Senator Goode moved that the above amendment be adopted, which motion prevailed.

Senator Loudon offered SA 18, which was read:

SENATE AMENDMENT NO. 18

Amend Senate Substitute for Senate Committee Substitute for House Committee Substitute for House Bill No. 289, Page 35, Section 99.933, Line 4, by deleting all of said line and replacing it with the following:

"disadvantaged business enterprise program to be"; and

Further amend said section, line 10, by adding after the word "specific" the words "worker ethnicity".

Senator Loudon moved that the above amendment be adopted, which motion prevailed.

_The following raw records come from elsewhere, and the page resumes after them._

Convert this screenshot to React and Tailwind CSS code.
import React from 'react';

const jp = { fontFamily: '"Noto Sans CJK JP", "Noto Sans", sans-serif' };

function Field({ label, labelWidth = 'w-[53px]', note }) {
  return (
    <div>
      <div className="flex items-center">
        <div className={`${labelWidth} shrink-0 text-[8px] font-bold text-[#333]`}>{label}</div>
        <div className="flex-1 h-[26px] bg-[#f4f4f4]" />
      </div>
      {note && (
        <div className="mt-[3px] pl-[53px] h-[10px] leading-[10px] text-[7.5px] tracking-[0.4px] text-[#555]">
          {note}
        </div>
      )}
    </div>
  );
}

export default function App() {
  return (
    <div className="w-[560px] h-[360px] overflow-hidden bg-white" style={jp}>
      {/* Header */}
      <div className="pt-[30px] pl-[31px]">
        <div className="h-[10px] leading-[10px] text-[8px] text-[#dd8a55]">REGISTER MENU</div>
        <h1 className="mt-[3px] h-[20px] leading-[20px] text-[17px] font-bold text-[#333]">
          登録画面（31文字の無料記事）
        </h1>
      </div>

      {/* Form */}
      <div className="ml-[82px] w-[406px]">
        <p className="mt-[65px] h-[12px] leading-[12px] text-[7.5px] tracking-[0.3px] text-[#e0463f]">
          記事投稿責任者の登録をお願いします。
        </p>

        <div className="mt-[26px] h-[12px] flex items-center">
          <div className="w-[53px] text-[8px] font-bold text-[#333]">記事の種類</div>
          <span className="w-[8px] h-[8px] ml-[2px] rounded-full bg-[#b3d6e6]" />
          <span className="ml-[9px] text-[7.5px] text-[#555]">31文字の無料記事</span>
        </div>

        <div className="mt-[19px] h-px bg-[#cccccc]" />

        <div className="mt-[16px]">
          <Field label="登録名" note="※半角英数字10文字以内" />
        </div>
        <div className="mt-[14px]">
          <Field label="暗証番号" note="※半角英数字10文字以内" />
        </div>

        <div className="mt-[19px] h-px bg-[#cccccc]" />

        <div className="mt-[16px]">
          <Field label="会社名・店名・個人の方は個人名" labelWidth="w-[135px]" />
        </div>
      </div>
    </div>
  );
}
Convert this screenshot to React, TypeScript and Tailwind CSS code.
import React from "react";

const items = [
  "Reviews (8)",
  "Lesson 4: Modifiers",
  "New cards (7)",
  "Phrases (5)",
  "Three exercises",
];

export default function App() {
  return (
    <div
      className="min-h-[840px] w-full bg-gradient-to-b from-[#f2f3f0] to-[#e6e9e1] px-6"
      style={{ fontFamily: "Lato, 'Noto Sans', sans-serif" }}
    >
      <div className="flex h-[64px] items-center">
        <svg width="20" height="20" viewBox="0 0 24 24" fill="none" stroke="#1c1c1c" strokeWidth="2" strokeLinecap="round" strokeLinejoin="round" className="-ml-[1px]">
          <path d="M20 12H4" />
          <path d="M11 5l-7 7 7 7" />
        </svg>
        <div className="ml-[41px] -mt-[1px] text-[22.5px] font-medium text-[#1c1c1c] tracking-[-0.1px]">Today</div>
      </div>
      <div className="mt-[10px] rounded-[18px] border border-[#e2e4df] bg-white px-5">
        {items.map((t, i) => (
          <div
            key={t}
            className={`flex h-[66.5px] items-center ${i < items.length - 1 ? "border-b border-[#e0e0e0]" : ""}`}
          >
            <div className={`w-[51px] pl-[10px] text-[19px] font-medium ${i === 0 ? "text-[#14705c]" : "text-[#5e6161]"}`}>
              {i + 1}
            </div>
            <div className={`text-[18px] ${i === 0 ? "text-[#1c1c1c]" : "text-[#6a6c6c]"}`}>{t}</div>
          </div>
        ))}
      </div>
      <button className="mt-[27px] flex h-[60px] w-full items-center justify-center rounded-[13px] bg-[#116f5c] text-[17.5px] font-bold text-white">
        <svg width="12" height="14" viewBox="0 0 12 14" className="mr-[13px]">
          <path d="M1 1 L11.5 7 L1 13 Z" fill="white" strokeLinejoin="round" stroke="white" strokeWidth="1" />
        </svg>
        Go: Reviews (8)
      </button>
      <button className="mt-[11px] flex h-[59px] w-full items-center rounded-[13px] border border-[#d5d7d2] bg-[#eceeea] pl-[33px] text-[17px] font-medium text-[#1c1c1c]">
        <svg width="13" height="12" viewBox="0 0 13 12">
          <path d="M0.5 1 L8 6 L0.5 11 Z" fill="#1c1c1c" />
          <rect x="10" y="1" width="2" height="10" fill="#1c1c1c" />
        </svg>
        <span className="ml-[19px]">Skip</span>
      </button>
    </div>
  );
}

Senator Bray offered SA 19, which was read:

SENATE AMENDMENT NO. 19

Amend Senate Substitute for Senate Committee Substitute for House Committee Substitute for House Bill No. 289, Page 138, Section 135.276, Line 26, by inserting after all of said line, the following:

"135.517. In order for investments of a qualifying investing entity to be counted as qualified investments pursuant to sections 135.500 through 135.529, each such investment of a qualifying investing entity must have received prior approval from the department."; and

Further amend the title and enacting clause accordingly.

Senator Bray moved that the above amendment be adopted, which motion prevailed.

Senator Steelman moved that SS for SCS for HCS for HB 289, as amended, be adopted, which motion prevailed.

Senator Steelman was recognized to close on third reading and final passage of SS for SCS for HCS for HB 289, as amended.

President Pro Tem Kinder referred SS for SCS for HCS for HB 289, as amended, to the Committee on Governmental Accountability and Fiscal Oversight.

HS for HCS for HBs 349, 120, 136 and 328, entitled:

An Act to repeal section 571.030, RSMo, and to enact in lieu thereof three new sections relating to concealable weapons, with penalty provisions.

Was called from the Informal Calendar and taken up by Senator Caskey.

Senator Caskey offered SS for HS for HCS for HBs 349, 120, 136, and 328:

SENATE SUBSTITUTE FOR

HOUSE SUBSTITUTE FOR

HOUSE COMMITTEE SUBSTITUTE FOR

HOUSE BILLS NOS. 349, 120, 136 and 328

An Act to repeal section 571.030, RSMo, and to enact in lieu thereof three new sections relating to concealable weapons, with penalty provisions.

Senator Caskey moved that SS for HS for HCS for HBs 349, 120, 136, and 328 be adopted.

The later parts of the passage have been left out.